Thief, snake, fire, Baal, evil, wickedness, death, chasm, dragon, beast,
night, assailant, madness, chaos, deceiver ,murderer,
who even set ruin upon my forefathers,
you calamity, when you made them taste evil and death.
Christ the Lord orders you to flee into the depths of the sea,
over the cliffs, or to a herd of swine,
like that detestable Legion long ago. But submit,
lest I strike you with the cross, before which everything trembles.
I carry a cross in my limbs, a cross on my journey,
a cross in my heart. The cross is my glory."
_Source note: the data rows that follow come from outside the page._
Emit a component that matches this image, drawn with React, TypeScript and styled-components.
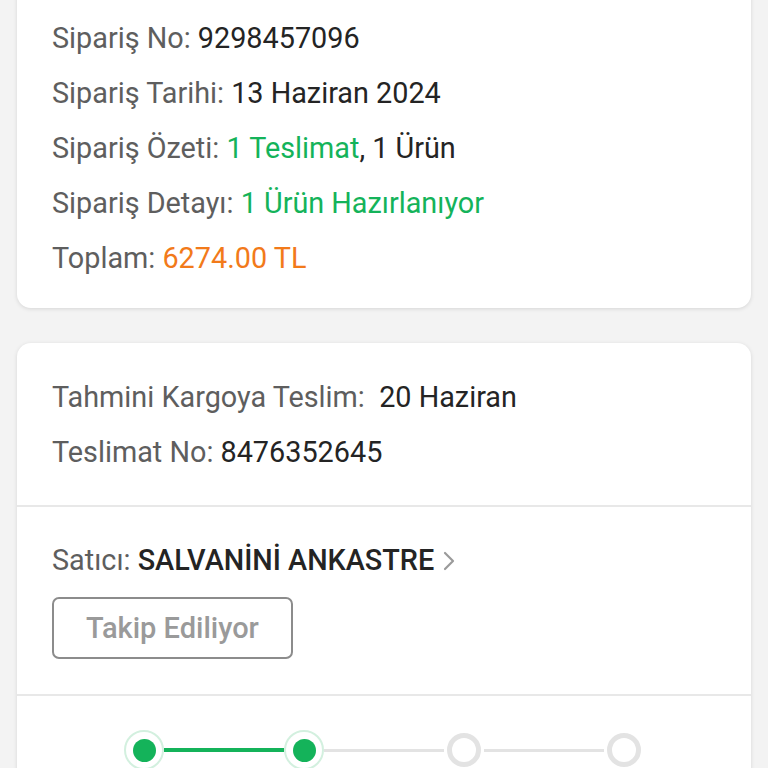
import React from "react";
import styled, { createGlobalStyle } from "styled-components";

const GlobalStyle = createGlobalStyle`
    body {
        margin: 0;
        background: #f3f3f3;
        font-family: Roboto, "Noto Sans", sans-serif;
        overflow: hidden;
    }
`

const Page = styled.div`
    padding: 0 17px;
    display: flex;
    flex-direction: column;
    gap: 35px;
`

const Card = styled.div<{ $offsetTop?: number }>`
    background: #fff;
    border-radius: 14px;
    box-shadow: 0 1px 4px rgba(0, 0, 0, 0.12);
    margin-top: ${(p) => p.$offsetTop ?? 0}px;
    overflow: hidden;
`

const Section = styled.div<{ $pt: number; $pb: number; $divider?: boolean }>`
    padding: ${(p) => p.$pt}px 35px ${(p) => p.$pb}px;
    border-top: ${(p) => (p.$divider ? "2px solid #e8e8e8" : "none")};
`

const Row = styled.div`
    font-size: 28.8px;
    line-height: 55px;
    color: #5e5e5e;
    white-space: pre;
    display: flex;
    align-items: center;
`

type Tone = "dark" | "green" | "orange"

const Value = styled.span<{ $tone?: Tone; $bold?: boolean }>`
    color: ${(p) =>
        p.$tone === "green" ? "#14b35a" : p.$tone === "orange" ? "#f27a1a" : "#242424"};
    font-weight: ${(p) => (p.$bold ? 500 : 400)};
`

const Chevron = styled.svg`
    width: 14px;
    height: 22px;
    margin-left: 8px;
`

const FollowButton = styled.div`
    margin-top: 9px;
    width: 241px;
    height: 62px;
    box-sizing: border-box;
    border: 2px solid #8c8c8c;
    border-radius: 7px;
    display: flex;
    align-items: center;
    justify-content: center;
    font-size: 29px;
    font-weight: 500;
    color: #9a9a9a;
`

const Stepper = styled.div`
    display: flex;
    align-items: center;
    justify-content: center;
`

const Node = styled.div<{ $done?: boolean }>`
    width: 40px;
    height: 40px;
    box-sizing: border-box;
    border-radius: 50%;
    display: flex;
    align-items: center;
    justify-content: center;
    border: ${(p) => (p.$done ? "2px solid #d3f0df" : "none")};
    background: #fff;
`

const Dot = styled.div`
    width: 23px;
    height: 23px;
    border-radius: 50%;
    background: #14b35a;
`

const Ring = styled.div`
    width: 34px;
    height: 34px;
    box-sizing: border-box;
    border-radius: 50%;
    border: 5px solid #e3e3e3;
`

const Line = styled.div<{ $done?: boolean }>`
    width: 120px;
    height: ${(p) => (p.$done ? 4 : 3)}px;
    background: ${(p) => (p.$done ? "#14b35a" : "#e3e3e3")};
`

const steps = [true, true, false, false]

export default function App() {
    return (
        <>
            <GlobalStyle />
            <Page>
                <Card $offsetTop={-20}>
                    <Section $pt={31} $pb={22}>
                        <Row>Sipariş No: <Value>9298457096</Value></Row>
                        <Row>Sipariş Tarihi: <Value>13 Haziran 2024</Value></Row>
                        <Row>
                            Sipariş Özeti: <Value $tone="green">1 Teslimat</Value><Value>, 1 Ürün</Value>
                        </Row>
                        <Row>Sipariş Detayı: <Value $tone="green">1 Ürün Hazırlanıyor</Value></Row>
                        <Row>Toplam: <Value $tone="orange">6274.00 TL</Value></Row>
                    </Section>
                </Card>
                <Card>
                    <Section $pt={27} $pb={25}>
                        <Row>Tahmini Kargoya Teslim:  <Value>20 Haziran</Value></Row>
                        <Row>Teslimat No: <Value>8476352645</Value></Row>
                    </Section>
                    <Section $pt={26} $pb={35} $divider>
                        <Row>
                            Satıcı: <Value $bold>SALVANİNİ ANKASTRE</Value>
                            <Chevron viewBox="0 0 14 22">
                                <path d="M3 3 L11 11 L3 19" fill="none" stroke="#9a9a9a" strokeWidth="2.2" strokeLinecap="round" strokeLinejoin="round" />
                            </Chevron>
                        </Row>
                        <FollowButton>Takip Ediliyor</FollowButton>
                    </Section>
                    <Section $pt={34} $pb={40} $divider>
                        <Stepper>
                            {steps.map((done, i) => (
                                <React.Fragment key={i}>
                                    {i > 0 && <Line $done={done} />}
                                    <Node $done={done}>{done ? <Dot /> : <Ring />}</Node>
                                </React.Fragment>
                            ))}
                        </Stepper>
                    </Section>
                </Card>
            </Page>
        </>
    )
}
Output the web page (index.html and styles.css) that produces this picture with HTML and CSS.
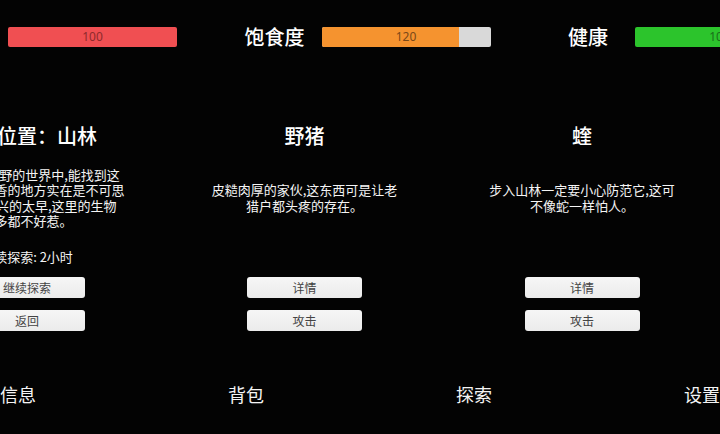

--St. Gregory the Theologian
Nota Bene: The prayer of St. Epiphanius is from his Fragmenta precationis et exorcismi, found here in the Greek. The quote from the nightly prayer, and the prayer said when kissing the Cross, are from the Publican's Prayer Book published by the Melkite Eparchy of Newton (Boston, MA: Sophia Press, 2008), p. 69. The quotes from St. John Chrysostom are all from his Baptismal Instructions, translated by Paul W. Harkins, volume 31 of the Ancient Christian Writers series (Westminster, MD: The Newman Press, 1963). They are in order, from XII.60, XI.25, III.12, III.11, XII.35. The referenced story of St. Antony is found in his Life written by St. Athanasius. The quote from St. Hesychios is from his On Watchfulness and Holiness §174, as found in Volume I of The Philokalia compiled by Sts. Nikodemus the Hagiorite and Makarios of Corinth, as translated by G.E.H. Palmer, Philip Sherrard, and Bishop Kallistos Ware (London: Faber and Faber Limited, 1979). The quote from St. Seraphim is from his On the Acquisition of the Holy Spirit §5, as found the in first volume of the Little Russian Philokalia published by St. Herman Press in Platina, CA (I believe this volume was translated by Fr. Seraphim Rose). The quote from St. Gregory is from his poem "Repelling the devil, and invocation of Christ," in Poems II.1.55.1-12, as found in Poems on Scripture, translated by Brian Dunkle, S.J., as volume 46 of the Popular Patristics series (Yonkers, NY: St. Vladimir's Seminary Press, 2012).